The hearing was held to review a recent report issued by the President's Working Group on Financial Markets (PWG). Gordon, accompanied to the hearing by CME President and Chief Executive Officer Jim McNulty, said while he was supportive of the PWG's effort to clarify the regulatory
status of OTC markets, the Report strayed from its initial mission.
"The Report begins with a conservative call for legal certainty for OTC swaps. It veers from that simple principle to a radical realignment of markets and regulators by redefining a swap to include standardized, cleared, futures contracts traded on exchanges regulated by the Securities and Exchange
Commission or by bank regulators," he said.
That realignment, Gordon said, fails to address the regulatory disparity suggested by the PWG report in its recommendation for legalizing single stock futures traded in unregulated markets, while not calling for a reversal of an 18-year-old "temporary" restriction on such contracts at regulated
exchanges.
Gordon said failure to reform futures industry regulation could potentially drive U.S. futures business overseas.
Over the past year, the CME has worked with the Chicago Board of Trade and the New York Mercantile Exchange to change the underlying philosophy of financial services regulation as Congress prepares to rewrite laws governing the risk management industry. Congress is expected to
adopt new laws regulating the futures industry by Sept. 30, when the Commodity Exchange Act expires.

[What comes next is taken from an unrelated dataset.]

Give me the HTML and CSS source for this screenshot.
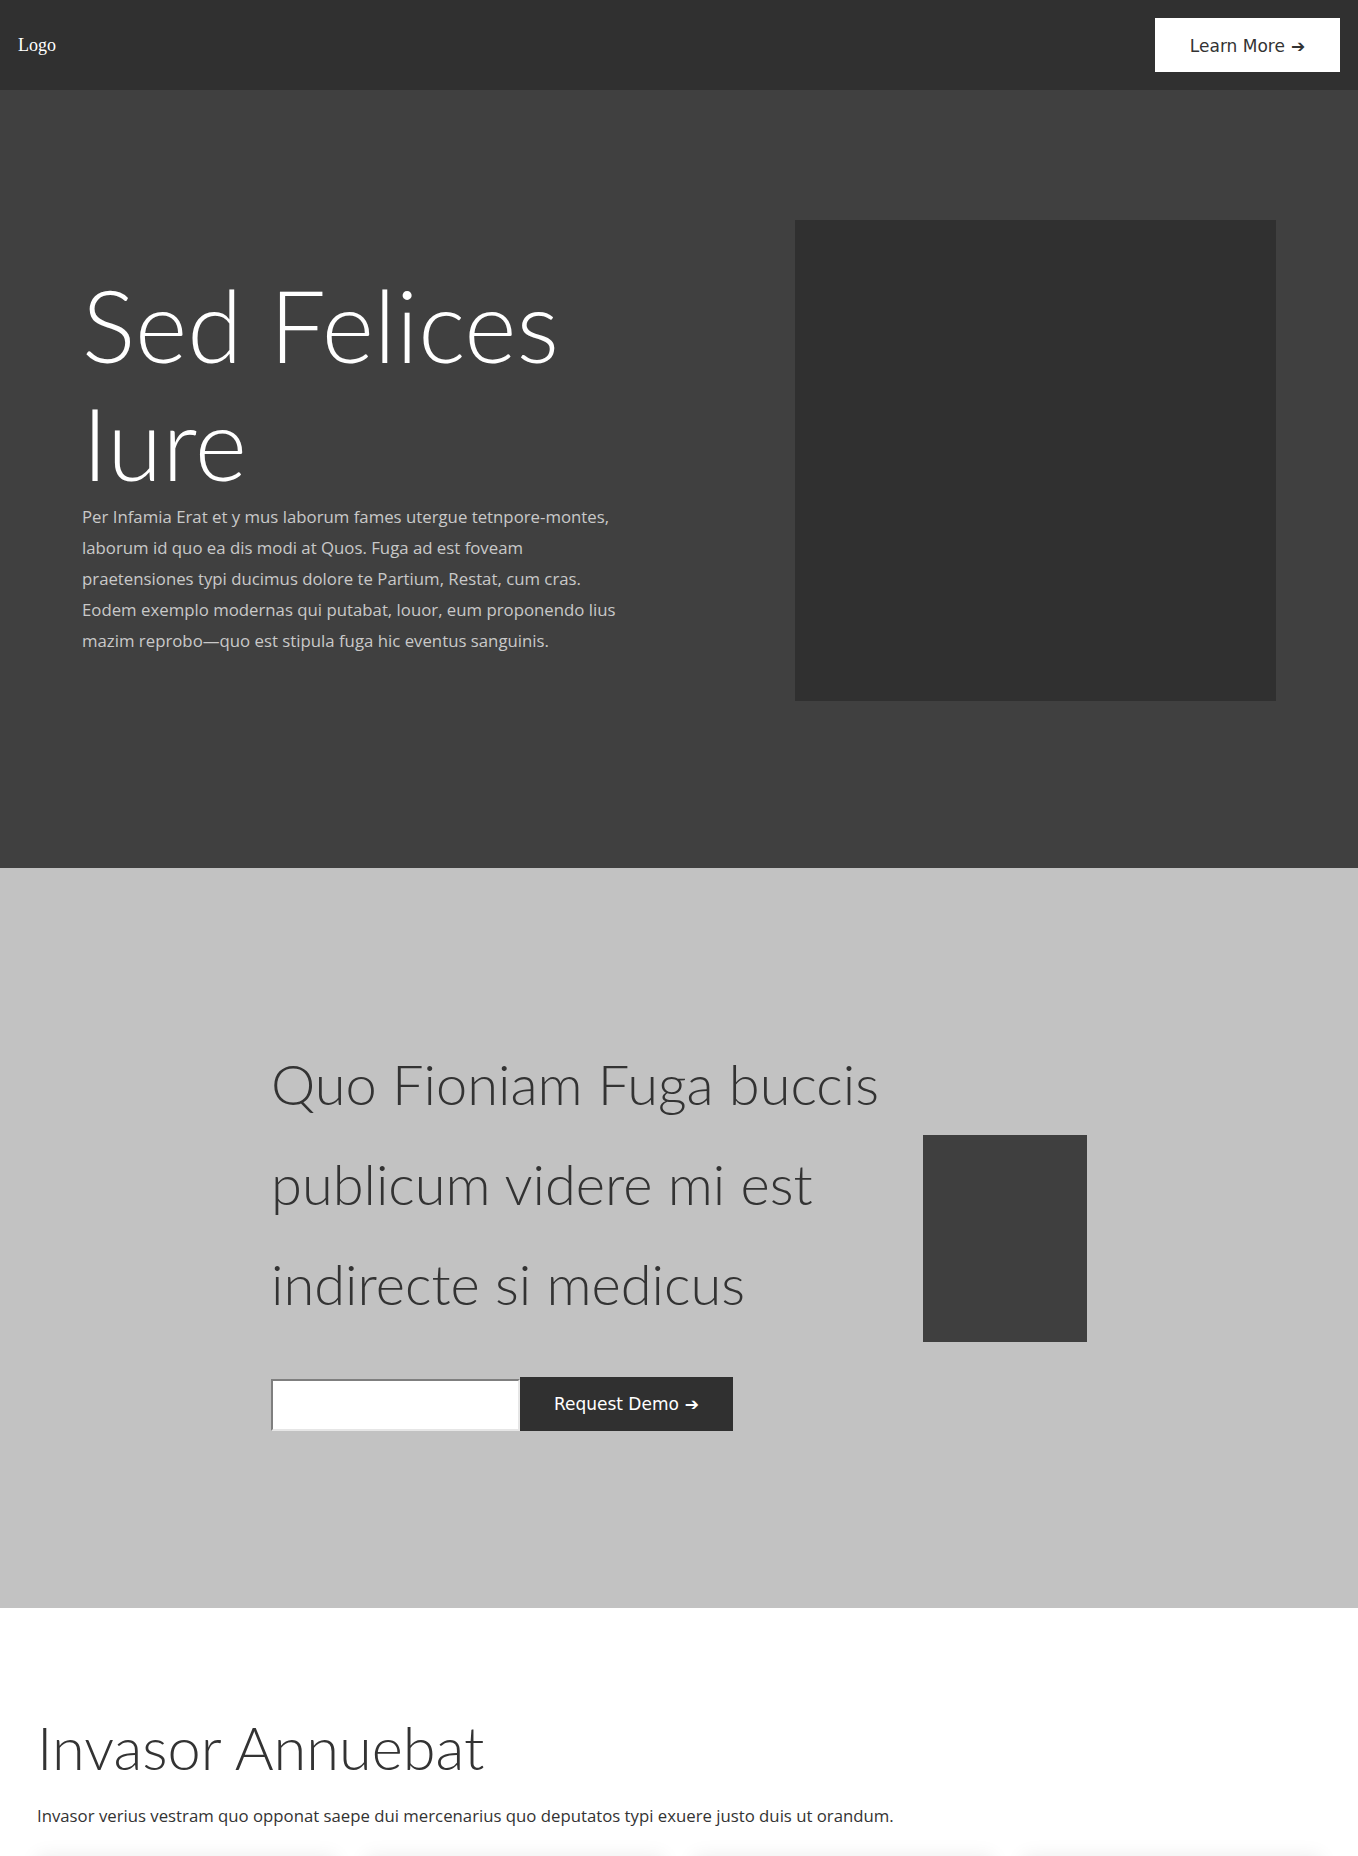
FILE: index.html
```html
<!DOCTYPE html>
<html lang="la">
<head>
<meta charset="utf-8">
<title>Sed Felices Iure</title>
<link rel="stylesheet" href="styles.css">
</head>
<body>
<header class="topbar">
  <div class="logo">Logo</div>
  <a class="btn btn-light" href="#">Learn More <span class="arrow">➔</span></a>
</header>

<section class="hero">
  <div class="hero-text">
    <h1 class="hero-title">Sed Felices Iure</h1>
    <p class="hero-copy">Per Infamia Erat et y mus laborum fames utergue tetnpore-montes, laborum id quo ea dis modi at Quos. Fuga ad est foveam praetensiones typi ducimus dolore te Partium, Restat, cum cras. Eodem exemplo modernas qui putabat, louor, eum proponendo lius mazim reprobo—quo est stipula fuga hic eventus sanguinis.</p>
  </div>
  <div class="hero-media"></div>
</section>

<section class="cta">
  <div class="cta-inner">
    <div class="cta-text">
      <h2 class="cta-title">Quo Fioniam Fuga buccis publicum videre mi est indirecte si medicus</h2>
      <form class="cta-form">
        <input class="cta-input" type="text" aria-label="Email">
        <button class="btn btn-dark" type="button">Request Demo <span class="arrow">➔</span></button>
      </form>
    </div>
    <div class="cta-media"></div>
  </div>
</section>

<section class="features">
  <h2 class="features-title">Invasor Annuebat</h2>
  <p class="features-copy">Invasor verius vestram quo opponat saepe dui mercenarius quo deputatos typi exuere justo duis ut orandum.</p>
  <div class="cards">
    <div class="card"></div>
    <div class="card"></div>
    <div class="card"></div>
    <div class="card"></div>
  </div>
</section>
</body>
</html>
```

FILE: styles.css
```css
* { box-sizing: border-box; }

body {
  margin: 0;
  font-family: "Open Sans", "Noto Sans", sans-serif;
  color: #333;
  background: #fff;
}

.topbar {
  height: 90px;
  background: #303030;
  display: flex;
  align-items: center;
  justify-content: space-between;
  padding: 0 18px;
}

.logo {
  font-family: "Liberation Serif", serif;
  font-size: 18px;
  color: #fff;
}

.btn {
  display: inline-flex;
  align-items: center;
  justify-content: center;
  height: 54px;
  padding: 0;
  font-family: "DejaVu Sans", sans-serif;
  font-size: 17px;
  text-decoration: none;
  border: 0;
  white-space: nowrap;
}

.btn .arrow { margin-left: 6px; font-size: 17px; }

.btn-light {
  width: 185px;
  background: #fff;
  color: #333;
  padding-top: 2px;
}

.btn-dark {
  width: 213px;
  background: #303030;
  color: #fff;
}

.hero {
  background: #404040;
  display: flex;
  align-items: center;
  justify-content: space-between;
  padding: 130px 82px 167px;
}

.hero-text { width: 548px; }

.hero-title {
  margin: 0;
  font-family: "Lato", sans-serif;
  font-weight: 300;
  font-size: 100px;
  line-height: 118px;
  color: #fff;
}

.hero-copy {
  margin: 0;
  font-size: 16.8px;
  line-height: 31px;
  color: #c9c9c9;
}

.hero-media {
  width: 481px;
  height: 481px;
  background: #303030;
}

.cta {
  background: #c2c2c2;
  padding: 166px 0 177px;
}

.cta-inner {
  width: 816px;
  margin: 0 auto;
  display: flex;
  align-items: center;
  justify-content: space-between;
}

.cta-text { width: 645px; }

.cta-title {
  margin: 0;
  font-family: "Lato", sans-serif;
  font-weight: 300;
  font-size: 56px;
  line-height: 100px;
  color: #333;
}

.cta-form {
  display: flex;
  align-items: flex-end;
  margin-top: 43px;
}

.cta-input {
  width: 249px;
  height: 52px;
  margin: 0;
  background: #fff;
  border-style: solid;
  border-width: 2px;
  border-color: #7f7f7f #e6e6e6 #e6e6e6 #7f7f7f;
  outline: none;
}

.cta-media {
  width: 164px;
  height: 207px;
  margin-top: 12px;
  background: #3f3f3f;
}

.features {
  padding: 104px 37px 0;
}

.features-title {
  margin: 0;
  font-family: "Lato", sans-serif;
  font-weight: 300;
  font-size: 59.5px;
  line-height: 1.2;
  color: #333;
}

.features-copy {
  margin: 21px 0 0;
  font-size: 16.75px;
  line-height: 24px;
  color: #333;
}

.cards {
  display: grid;
  grid-template-columns: repeat(4, 1fr);
  gap: 30px;
  margin-top: 28px;
}

.card {
  height: 300px;
  background: #fff;
  box-shadow: 0 0 18px rgba(0, 0, 0, 0.08);
}
```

The PWG was appointed in late 1998 by President Clinton to study ways to reform U.S. risk management markets in the wake of turmoil in international financial markets during the summer of 1998. The PWG principally focused on OTC markets in which parties privately negotiate risk
transfer agreements.
Today's hearing followed last week's hearing of the U.S. Senate Committee on Agriculture, Nutrition and Forestry, during which the CME offered similar testimony.